Generally not a problem for us.  A problem on a couple of machines,
but they're not monitored anyway. 

>> There are always local exploits.  Which is one reason why none of our
>> network machines have ordinary users who do not also know the root
>> password.  We don't mix the concepts of "server" and "user machine" and
>> I wouldn't trust anyone who did.
> The setsuid binaries needed for the shadow password scheme is why you 
> should change to TCB. Then you'd need an overflow to get to read other 
> users password files but you still wouldn't have a root account. Combined 
> with the password policy enforcement it is not computationally feasible to 
> even try to attack a host with those rules in place.

But that doesn't protect you from all the other possible local exploits.
Far safer not to have ordinary users who don't know the root password on
servers.  In some ways, safer still not to have any local users because
the only reason for connecting to those boxes in the first place is to
do something as root. 

>> I already mentioned that.  First, of course, they have to know that the
>> other customer exists and what we've called their servers in Nagios. 
>> 
> So this would be the first line of exploitation. If the nsca daemon has 
> any bugs, then anybody hacking any of your customers would have something 
> to work with. I'm not saying they'll have any luck, just that they know 
> where to start

Yeah, NCSA worries me.  So does any daemon that accepts incoming
connections.  I wish I could turn them all off, but then we wouldn't
have a business. 

> (and that I for one would try for the fun of it).

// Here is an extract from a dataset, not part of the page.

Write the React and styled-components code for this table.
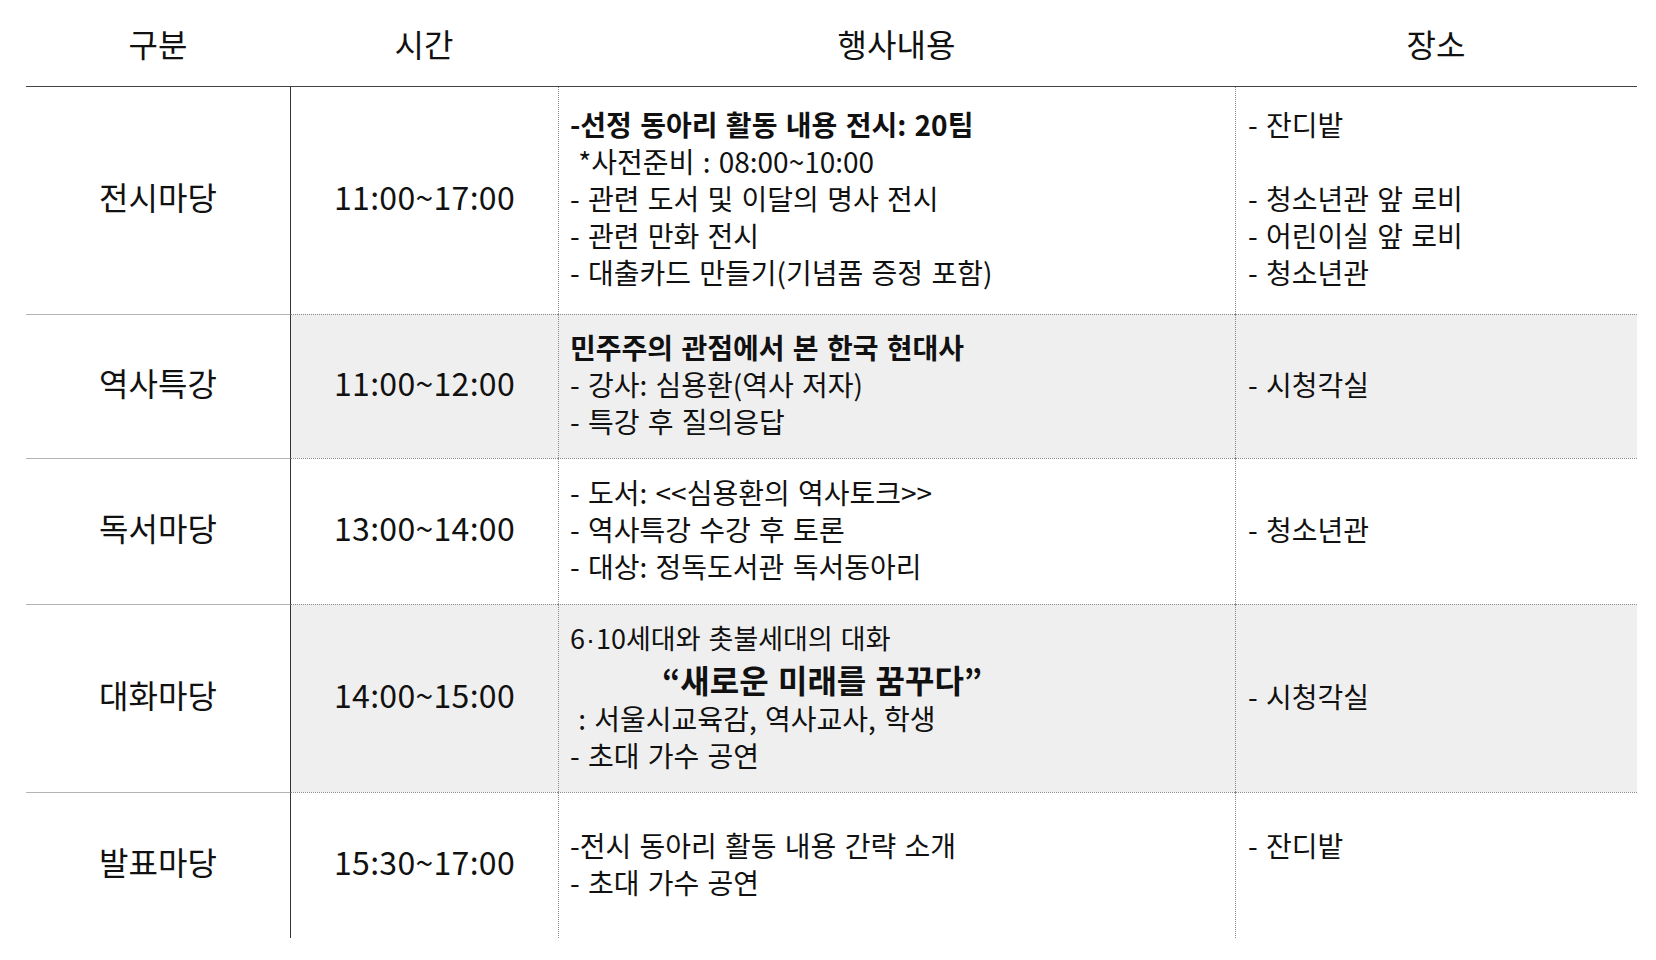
import styled, { createGlobalStyle } from "styled-components";

const GlobalStyle = createGlobalStyle`
  body {
    margin: 0;
    background: #ffffff;
    font-family: "Noto Sans CJK KR", "Noto Sans", sans-serif;
    color: #111;
  }
`;

const rows = [
  {
    name: "전시마당",
    time: "11:00~17:00",
    height: 227,
    shaded: false,
    content: [
      { text: "-선정 동아리 활동 내용 전시: 20팀", bold: true },
      { text: " *사전준비 : 08:00~10:00" },
      { text: "- 관련 도서 및 이달의 명사 전시" },
      { text: "- 관련 만화 전시" },
      { text: "- 대출카드 만들기(기념품 증정 포함)" },
    ],
    place: ["- 잔디밭", "", "- 청소년관 앞 로비", "- 어린이실 앞 로비", "- 청소년관"],
  },
  {
    name: "역사특강",
    time: "11:00~12:00",
    height: 144,
    shaded: true,
    content: [
      { text: "민주주의 관점에서 본 한국 현대사", bold: true },
      { text: "- 강사: 심용환(역사 저자)" },
      { text: "- 특강 후 질의응답" },
    ],
    place: ["- 시청각실"],
  },
  {
    name: "독서마당",
    time: "13:00~14:00",
    height: 146,
    shaded: false,
    content: [
      { text: "- 도서: <<심용환의 역사토크>>" },
      { text: "- 역사특강 수강 후 토론" },
      { text: "- 대상: 정독도서관 독서동아리" },
    ],
    place: ["- 청소년관"],
  },
  {
    name: "대화마당",
    time: "14:00~15:00",
    height: 188,
    shaded: true,
    content: [
      { text: "6·10세대와 촛불세대의 대화", small: true },
      { text: "“새로운 미래를 꿈꾸다”", bold: true, big: true },
      { text: " : 서울시교육감, 역사교사, 학생" },
      { text: "- 초대 가수 공연" },
    ],
    place: ["- 시청각실"],
  },
  {
    name: "발표마당",
    time: "15:30~17:00",
    height: 146,
    shaded: false,
    content: [
      { text: "-전시 동아리 활동 내용 간략 소개" },
      { text: "- 초대 가수 공연" },
    ],
    place: ["- 잔디밭", ""],
  },
];

const Table = styled.div`
  display: grid;
  grid-template-columns: 264px 268px 677px 402px;
  margin-left: 26px;
  width: 1611px;
`;

const HeadCell = styled.div`
  box-sizing: border-box;
  height: 87px;
  border-bottom: 1px solid #444;
  display: flex;
  align-items: center;
  justify-content: center;
  font-size: 32px;
  color: #111;
`;

const Cell = styled.div`
  box-sizing: border-box;
  height: ${(p) => p.$h}px;
  display: flex;
  flex-direction: column;
  justify-content: center;
  padding-bottom: 4px;
  background: ${(p) => (p.$shaded ? "#efefef" : "#ffffff")};
  border-top: ${(p) =>
    p.$first ? "none" : p.$label ? "1px solid #b4b4b4" : "1px dotted #8a8a8a"};
  border-left: ${(p) =>
    p.$divider === "solid"
      ? "1px solid #333"
      : p.$divider === "dotted"
      ? "1px dotted #8a8a8a"
      : "none"};
`;

const Label = styled(Cell)`
  align-items: center;
  font-size: 32px;
  padding-bottom: 10px;
`;

const Time = styled(Cell)`
  align-items: center;
  font-size: 32px;
  letter-spacing: 0.3px;
  padding-bottom: 10px;
`;

const Content = styled(Cell)`
  padding-left: 11px;
`;

const Place = styled(Cell)`
  padding-left: 12px;
`;

const Line = styled.div`
  white-space: pre;
  font-size: ${(p) => (p.$big ? 32 : p.$small ? 27 : 28)}px;
  font-weight: ${(p) => (p.$bold ? 700 : 400)};
  line-height: ${(p) => (p.$big ? 41 : 37)}px;
  padding-left: ${(p) => (p.$big ? 92 : 0)}px;
  word-spacing: 2px;
  min-height: 37px;
`;

const Dot = styled.span`
  font-family: "Liberation Sans", sans-serif;
  margin: 0 1px;
`;

function withDots(text) {
  const parts = text.split("·");
  return parts.flatMap((p, i) => (i === 0 ? [p] : [<Dot key={i}>·</Dot>, p]));
}

export default function App() {
  return (
    <>
      <GlobalStyle />
      <Table>
        <HeadCell>구분</HeadCell>
        <HeadCell>시간</HeadCell>
        <HeadCell>행사내용</HeadCell>
        <HeadCell>장소</HeadCell>
        {rows.map((r, i) => (
          <Row key={r.name} row={r} first={i === 0} />
        ))}
      </Table>
    </>
  );
}

function Row({ row, first }) {
  return (
    <>
      <Label $h={row.height} $first={first} $label>
        {row.name}
      </Label>
      <Time $h={row.height} $first={first} $shaded={row.shaded} $divider="solid">
        {row.time}
      </Time>
      <Content $h={row.height} $first={first} $shaded={row.shaded} $divider="dotted">
        {row.content.map((l, k) => (
          <Line key={k} $bold={l.bold} $big={l.big} $small={l.small}>
            {withDots(l.text)}
          </Line>
        ))}
      </Content>
      <Place $h={row.height} $first={first} $shaded={row.shaded} $divider="dotted">
        {row.place.map((p, k) => (
          <Line key={k}>{p}</Line>
        ))}
      </Place>
    </>
  );
}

Whereas I would not.  Not only because of the legal penalties but also
because I have a degree of respect for others.  Crackers would do it
for the hell of it, I wouldn't expect any sysadmin with a sense of
ethics to.  And I wouldn't trust any software with a team member who
said he'd try hacking into somebody else's machine "for the fun of it",
let alone security software.  I think I'll give owl a miss... 

>> OK, so somebody at customer1 gets the root password for their local
>> nagios machine sending passive service checks to us.  That means they've
>> hijacked a machine we supply and control and can do more damage than
>> submitting fake checks.  Then they somehow guess what other customers
>> we monitor and what we've called their machines.
> Not necessarily. Generating looooong strings containing arbitrary garbage 
> isn't really all that hard, but I guess you know your way around the code 
> in libmcrypt and nsca, so you're already certain there aren't any problems 
> there.

I worry about buffer overflows in everything. 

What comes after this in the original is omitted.